Directions. In the material below, find every line with "TypeScript" and pull it out.
---------------
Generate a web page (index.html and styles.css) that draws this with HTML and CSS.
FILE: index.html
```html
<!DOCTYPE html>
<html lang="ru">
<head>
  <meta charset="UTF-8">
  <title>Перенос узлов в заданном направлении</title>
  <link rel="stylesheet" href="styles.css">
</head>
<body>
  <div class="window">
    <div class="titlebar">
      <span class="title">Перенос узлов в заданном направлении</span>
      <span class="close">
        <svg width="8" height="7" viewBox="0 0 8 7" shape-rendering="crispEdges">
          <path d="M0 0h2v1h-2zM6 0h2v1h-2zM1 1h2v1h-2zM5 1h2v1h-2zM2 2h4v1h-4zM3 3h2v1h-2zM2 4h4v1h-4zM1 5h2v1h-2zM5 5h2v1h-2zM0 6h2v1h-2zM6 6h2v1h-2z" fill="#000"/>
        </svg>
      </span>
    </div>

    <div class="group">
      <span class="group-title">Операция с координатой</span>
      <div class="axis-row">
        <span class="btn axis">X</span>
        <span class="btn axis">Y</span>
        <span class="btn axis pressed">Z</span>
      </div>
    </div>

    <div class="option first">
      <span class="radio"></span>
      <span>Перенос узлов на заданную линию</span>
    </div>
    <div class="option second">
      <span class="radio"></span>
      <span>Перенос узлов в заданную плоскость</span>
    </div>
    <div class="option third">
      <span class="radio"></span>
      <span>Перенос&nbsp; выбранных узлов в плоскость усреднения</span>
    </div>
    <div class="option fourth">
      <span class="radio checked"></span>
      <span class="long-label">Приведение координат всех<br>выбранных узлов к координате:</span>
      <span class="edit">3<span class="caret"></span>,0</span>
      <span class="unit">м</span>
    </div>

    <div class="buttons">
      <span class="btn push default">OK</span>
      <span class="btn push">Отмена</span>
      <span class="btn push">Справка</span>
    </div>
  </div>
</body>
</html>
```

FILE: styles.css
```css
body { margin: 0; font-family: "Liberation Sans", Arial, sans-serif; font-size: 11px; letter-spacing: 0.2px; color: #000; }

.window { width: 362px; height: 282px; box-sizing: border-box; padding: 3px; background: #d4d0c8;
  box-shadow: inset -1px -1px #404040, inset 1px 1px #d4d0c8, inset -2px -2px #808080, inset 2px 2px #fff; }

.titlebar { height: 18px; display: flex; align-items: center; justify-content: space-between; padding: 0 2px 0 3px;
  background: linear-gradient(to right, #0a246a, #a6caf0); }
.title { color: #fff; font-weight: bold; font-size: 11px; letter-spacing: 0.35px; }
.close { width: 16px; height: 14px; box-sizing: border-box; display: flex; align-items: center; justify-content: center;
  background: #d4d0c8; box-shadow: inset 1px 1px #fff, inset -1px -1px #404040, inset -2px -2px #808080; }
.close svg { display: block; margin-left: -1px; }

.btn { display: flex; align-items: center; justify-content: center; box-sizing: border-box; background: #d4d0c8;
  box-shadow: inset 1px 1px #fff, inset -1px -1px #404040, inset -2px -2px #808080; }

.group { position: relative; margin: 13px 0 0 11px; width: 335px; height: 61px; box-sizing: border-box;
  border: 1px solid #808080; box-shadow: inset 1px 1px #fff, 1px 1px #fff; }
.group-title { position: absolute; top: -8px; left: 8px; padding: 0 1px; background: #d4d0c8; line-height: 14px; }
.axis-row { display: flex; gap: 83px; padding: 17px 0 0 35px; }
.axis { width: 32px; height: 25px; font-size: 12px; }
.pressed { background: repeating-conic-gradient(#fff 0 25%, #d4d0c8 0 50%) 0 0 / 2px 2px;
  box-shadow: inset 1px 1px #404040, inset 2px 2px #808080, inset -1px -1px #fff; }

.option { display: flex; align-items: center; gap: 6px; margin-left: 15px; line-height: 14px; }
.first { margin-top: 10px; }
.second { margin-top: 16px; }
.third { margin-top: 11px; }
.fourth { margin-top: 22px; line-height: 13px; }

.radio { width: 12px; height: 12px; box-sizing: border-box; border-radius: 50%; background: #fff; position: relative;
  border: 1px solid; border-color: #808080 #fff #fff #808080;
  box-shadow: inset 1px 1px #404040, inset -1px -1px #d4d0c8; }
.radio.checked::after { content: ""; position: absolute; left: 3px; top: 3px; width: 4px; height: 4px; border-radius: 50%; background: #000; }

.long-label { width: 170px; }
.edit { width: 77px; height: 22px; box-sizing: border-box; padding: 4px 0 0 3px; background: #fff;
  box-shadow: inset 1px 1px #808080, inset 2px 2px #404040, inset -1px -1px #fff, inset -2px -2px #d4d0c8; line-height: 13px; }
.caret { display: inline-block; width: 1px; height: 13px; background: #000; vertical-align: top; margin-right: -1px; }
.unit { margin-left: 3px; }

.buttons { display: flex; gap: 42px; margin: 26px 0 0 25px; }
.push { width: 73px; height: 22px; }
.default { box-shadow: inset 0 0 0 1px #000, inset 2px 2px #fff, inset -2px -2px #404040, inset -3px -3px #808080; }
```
---------------
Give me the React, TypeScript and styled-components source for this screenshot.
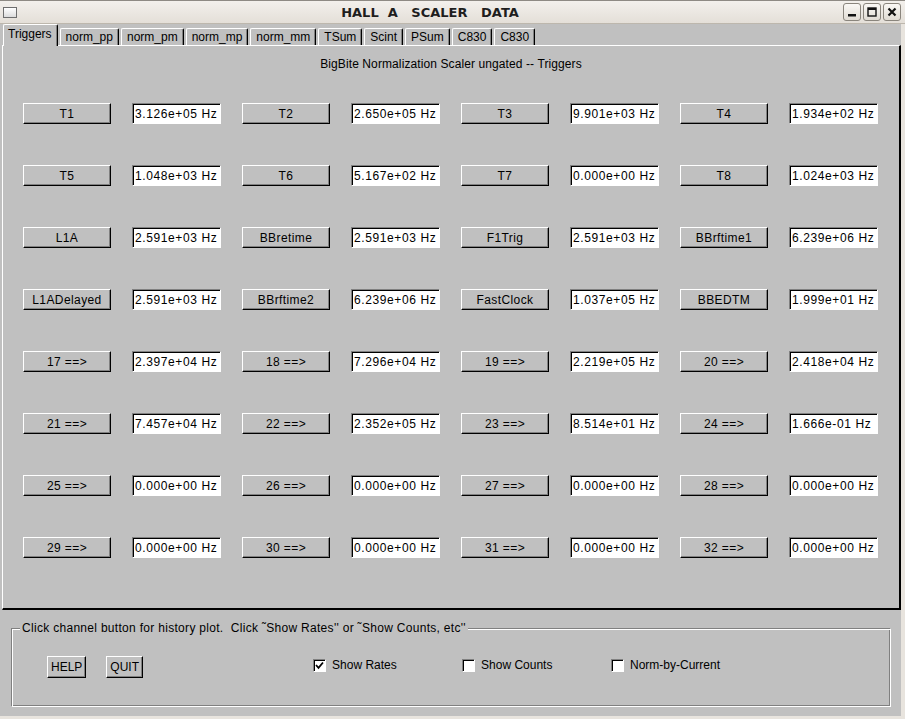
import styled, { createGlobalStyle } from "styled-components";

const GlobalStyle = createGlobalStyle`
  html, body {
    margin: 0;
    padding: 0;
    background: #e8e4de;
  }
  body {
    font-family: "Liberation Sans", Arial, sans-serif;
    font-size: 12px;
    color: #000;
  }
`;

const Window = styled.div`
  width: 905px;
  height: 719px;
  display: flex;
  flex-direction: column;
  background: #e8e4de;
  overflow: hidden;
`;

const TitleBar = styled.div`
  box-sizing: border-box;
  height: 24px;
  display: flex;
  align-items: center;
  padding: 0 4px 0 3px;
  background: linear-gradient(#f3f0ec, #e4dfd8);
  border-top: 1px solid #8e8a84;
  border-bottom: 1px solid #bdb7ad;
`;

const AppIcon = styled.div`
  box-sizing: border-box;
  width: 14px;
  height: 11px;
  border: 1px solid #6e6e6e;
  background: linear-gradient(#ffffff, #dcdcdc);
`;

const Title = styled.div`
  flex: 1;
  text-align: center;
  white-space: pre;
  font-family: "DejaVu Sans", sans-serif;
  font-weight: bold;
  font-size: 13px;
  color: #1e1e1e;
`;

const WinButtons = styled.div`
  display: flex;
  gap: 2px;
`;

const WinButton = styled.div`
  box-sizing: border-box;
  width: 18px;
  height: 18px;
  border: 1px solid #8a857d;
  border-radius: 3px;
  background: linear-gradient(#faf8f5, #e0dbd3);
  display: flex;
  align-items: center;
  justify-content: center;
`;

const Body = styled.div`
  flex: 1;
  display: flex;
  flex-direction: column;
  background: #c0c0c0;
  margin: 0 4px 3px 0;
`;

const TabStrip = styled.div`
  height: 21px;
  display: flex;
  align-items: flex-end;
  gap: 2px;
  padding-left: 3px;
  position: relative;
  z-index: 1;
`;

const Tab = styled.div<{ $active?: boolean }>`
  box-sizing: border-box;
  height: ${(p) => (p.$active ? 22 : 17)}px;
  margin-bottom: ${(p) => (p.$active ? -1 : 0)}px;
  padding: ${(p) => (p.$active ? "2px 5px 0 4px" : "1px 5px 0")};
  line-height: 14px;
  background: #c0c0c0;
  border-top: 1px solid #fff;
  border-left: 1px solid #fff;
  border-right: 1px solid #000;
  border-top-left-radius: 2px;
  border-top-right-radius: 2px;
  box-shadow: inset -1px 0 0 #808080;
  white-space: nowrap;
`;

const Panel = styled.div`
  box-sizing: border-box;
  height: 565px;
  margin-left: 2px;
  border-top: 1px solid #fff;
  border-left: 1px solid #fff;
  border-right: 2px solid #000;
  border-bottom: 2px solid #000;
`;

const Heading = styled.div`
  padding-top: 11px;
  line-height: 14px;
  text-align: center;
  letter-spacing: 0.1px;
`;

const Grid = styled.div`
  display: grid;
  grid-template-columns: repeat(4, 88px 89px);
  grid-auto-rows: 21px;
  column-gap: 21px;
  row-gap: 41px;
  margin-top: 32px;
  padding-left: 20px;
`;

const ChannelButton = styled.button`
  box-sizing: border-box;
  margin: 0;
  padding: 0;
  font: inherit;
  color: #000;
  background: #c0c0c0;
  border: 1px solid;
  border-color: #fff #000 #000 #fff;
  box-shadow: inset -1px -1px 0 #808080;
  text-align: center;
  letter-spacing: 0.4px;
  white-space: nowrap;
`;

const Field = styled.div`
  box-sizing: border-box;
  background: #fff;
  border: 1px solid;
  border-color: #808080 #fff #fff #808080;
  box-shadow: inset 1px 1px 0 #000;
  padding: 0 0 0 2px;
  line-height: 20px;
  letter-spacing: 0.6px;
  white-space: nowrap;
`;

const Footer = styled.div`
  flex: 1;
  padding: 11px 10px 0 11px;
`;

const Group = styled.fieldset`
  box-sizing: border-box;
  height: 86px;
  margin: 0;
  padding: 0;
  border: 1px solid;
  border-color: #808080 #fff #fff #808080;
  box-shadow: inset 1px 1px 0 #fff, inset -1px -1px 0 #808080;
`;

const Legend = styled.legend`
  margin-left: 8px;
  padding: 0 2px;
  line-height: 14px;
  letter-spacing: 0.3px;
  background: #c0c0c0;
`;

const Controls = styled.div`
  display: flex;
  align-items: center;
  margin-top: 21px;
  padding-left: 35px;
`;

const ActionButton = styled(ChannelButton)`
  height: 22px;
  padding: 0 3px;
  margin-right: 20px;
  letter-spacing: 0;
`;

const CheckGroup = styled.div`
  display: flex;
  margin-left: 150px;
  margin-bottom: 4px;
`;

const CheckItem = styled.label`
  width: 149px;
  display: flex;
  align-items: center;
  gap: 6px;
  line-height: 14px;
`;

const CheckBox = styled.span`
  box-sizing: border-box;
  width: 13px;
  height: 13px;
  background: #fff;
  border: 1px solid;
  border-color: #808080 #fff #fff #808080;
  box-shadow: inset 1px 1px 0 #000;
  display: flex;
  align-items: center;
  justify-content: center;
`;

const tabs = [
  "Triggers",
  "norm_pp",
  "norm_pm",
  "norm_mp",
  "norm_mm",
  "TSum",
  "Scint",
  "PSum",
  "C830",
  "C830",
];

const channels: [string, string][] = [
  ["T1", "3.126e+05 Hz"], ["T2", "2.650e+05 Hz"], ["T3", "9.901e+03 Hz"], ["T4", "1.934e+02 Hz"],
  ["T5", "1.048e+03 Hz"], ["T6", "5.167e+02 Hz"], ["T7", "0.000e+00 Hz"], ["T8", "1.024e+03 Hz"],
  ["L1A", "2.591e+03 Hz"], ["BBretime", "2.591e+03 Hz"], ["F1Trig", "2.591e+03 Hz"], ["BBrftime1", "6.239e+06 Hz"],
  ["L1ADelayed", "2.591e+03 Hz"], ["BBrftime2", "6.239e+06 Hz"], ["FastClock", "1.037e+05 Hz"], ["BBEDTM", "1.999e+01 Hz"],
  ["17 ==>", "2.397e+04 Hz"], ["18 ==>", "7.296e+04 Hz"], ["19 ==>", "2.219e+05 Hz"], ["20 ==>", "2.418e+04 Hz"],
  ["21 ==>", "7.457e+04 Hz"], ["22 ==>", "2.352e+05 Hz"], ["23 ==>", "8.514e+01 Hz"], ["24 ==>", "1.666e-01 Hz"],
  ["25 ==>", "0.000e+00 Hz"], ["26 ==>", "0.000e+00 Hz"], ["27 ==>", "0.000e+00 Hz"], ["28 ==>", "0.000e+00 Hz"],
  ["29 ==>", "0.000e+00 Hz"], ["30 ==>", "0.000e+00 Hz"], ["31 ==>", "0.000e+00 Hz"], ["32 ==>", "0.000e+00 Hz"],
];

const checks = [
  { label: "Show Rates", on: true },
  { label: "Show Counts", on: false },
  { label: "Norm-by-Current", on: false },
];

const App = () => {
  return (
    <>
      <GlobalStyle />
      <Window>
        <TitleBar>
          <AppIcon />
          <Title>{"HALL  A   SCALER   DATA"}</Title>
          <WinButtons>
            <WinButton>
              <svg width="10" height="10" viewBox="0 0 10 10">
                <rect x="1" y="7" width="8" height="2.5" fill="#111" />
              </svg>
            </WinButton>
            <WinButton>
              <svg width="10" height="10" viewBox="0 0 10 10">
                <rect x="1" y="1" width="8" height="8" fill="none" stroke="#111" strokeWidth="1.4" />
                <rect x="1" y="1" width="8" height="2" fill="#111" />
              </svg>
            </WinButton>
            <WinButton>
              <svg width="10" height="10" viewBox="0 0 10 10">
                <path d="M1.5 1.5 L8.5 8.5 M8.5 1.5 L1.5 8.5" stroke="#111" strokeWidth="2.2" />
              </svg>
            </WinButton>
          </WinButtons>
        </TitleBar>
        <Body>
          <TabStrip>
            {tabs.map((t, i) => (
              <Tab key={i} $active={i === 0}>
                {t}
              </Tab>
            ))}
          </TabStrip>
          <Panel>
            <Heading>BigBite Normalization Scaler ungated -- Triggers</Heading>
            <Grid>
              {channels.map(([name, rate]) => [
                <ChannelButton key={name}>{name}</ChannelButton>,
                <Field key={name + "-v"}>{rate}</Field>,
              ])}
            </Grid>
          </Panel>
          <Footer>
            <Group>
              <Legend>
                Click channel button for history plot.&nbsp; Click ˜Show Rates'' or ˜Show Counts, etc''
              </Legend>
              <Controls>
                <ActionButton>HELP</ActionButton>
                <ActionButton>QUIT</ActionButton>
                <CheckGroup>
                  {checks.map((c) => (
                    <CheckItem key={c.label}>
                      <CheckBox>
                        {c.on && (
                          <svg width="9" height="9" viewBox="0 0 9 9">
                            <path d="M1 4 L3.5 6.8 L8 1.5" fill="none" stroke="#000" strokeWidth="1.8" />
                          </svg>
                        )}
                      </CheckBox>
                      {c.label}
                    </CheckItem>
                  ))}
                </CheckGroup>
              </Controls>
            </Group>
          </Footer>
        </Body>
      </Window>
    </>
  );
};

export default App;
---------------
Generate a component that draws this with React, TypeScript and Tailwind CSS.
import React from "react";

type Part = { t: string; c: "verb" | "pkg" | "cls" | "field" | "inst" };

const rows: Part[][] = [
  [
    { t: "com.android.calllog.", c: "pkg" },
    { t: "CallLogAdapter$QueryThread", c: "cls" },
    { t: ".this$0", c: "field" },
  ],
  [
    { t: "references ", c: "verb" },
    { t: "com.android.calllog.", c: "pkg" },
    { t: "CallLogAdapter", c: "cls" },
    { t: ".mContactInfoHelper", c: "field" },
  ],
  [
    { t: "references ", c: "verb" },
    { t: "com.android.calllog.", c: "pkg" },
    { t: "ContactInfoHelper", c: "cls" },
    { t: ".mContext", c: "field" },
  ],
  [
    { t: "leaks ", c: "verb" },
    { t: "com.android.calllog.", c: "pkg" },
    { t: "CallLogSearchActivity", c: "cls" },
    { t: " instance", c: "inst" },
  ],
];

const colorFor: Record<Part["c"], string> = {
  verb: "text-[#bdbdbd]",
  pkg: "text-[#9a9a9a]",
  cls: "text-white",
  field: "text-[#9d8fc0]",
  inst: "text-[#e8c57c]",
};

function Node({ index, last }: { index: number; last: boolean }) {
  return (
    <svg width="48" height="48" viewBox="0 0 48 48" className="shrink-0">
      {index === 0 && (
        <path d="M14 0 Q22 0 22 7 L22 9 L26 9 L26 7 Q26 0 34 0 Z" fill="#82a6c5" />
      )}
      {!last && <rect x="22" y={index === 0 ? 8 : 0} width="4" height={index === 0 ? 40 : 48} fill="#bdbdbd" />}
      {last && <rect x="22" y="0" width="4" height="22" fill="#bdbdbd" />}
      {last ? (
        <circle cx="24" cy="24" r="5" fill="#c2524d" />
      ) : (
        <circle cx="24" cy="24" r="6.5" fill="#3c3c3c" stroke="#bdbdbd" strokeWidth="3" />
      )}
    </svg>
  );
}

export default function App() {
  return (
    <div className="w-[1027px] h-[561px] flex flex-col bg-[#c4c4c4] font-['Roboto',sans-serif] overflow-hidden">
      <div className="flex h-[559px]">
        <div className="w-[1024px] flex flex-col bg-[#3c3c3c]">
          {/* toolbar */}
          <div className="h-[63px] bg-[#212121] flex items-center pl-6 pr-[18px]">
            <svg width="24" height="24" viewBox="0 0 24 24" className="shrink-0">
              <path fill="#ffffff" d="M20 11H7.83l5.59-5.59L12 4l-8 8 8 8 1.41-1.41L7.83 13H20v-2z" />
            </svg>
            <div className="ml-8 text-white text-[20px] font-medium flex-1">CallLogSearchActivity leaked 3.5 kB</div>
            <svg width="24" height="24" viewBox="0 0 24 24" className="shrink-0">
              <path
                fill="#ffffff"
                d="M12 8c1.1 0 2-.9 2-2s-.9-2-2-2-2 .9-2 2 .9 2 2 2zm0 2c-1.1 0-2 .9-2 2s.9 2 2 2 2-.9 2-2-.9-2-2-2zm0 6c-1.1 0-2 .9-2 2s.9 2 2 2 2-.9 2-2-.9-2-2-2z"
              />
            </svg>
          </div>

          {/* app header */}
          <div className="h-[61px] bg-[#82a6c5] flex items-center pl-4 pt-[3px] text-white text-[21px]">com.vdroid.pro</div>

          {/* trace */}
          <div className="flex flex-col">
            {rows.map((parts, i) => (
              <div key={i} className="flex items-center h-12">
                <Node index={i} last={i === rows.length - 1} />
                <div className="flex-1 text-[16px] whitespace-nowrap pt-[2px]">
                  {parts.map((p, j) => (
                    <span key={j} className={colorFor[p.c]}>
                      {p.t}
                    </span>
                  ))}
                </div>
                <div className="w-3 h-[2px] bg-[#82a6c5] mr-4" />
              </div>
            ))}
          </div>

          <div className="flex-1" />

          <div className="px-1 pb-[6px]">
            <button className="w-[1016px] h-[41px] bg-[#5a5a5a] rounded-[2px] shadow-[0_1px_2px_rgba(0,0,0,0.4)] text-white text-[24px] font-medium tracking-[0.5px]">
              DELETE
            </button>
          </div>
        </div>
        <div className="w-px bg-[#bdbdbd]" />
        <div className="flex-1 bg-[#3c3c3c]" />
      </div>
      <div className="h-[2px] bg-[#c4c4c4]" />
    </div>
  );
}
---------------
Response.
Give me the React, TypeScript and styled-components source for this screenshot.
Generate a component that draws this with React, TypeScript and Tailwind CSS.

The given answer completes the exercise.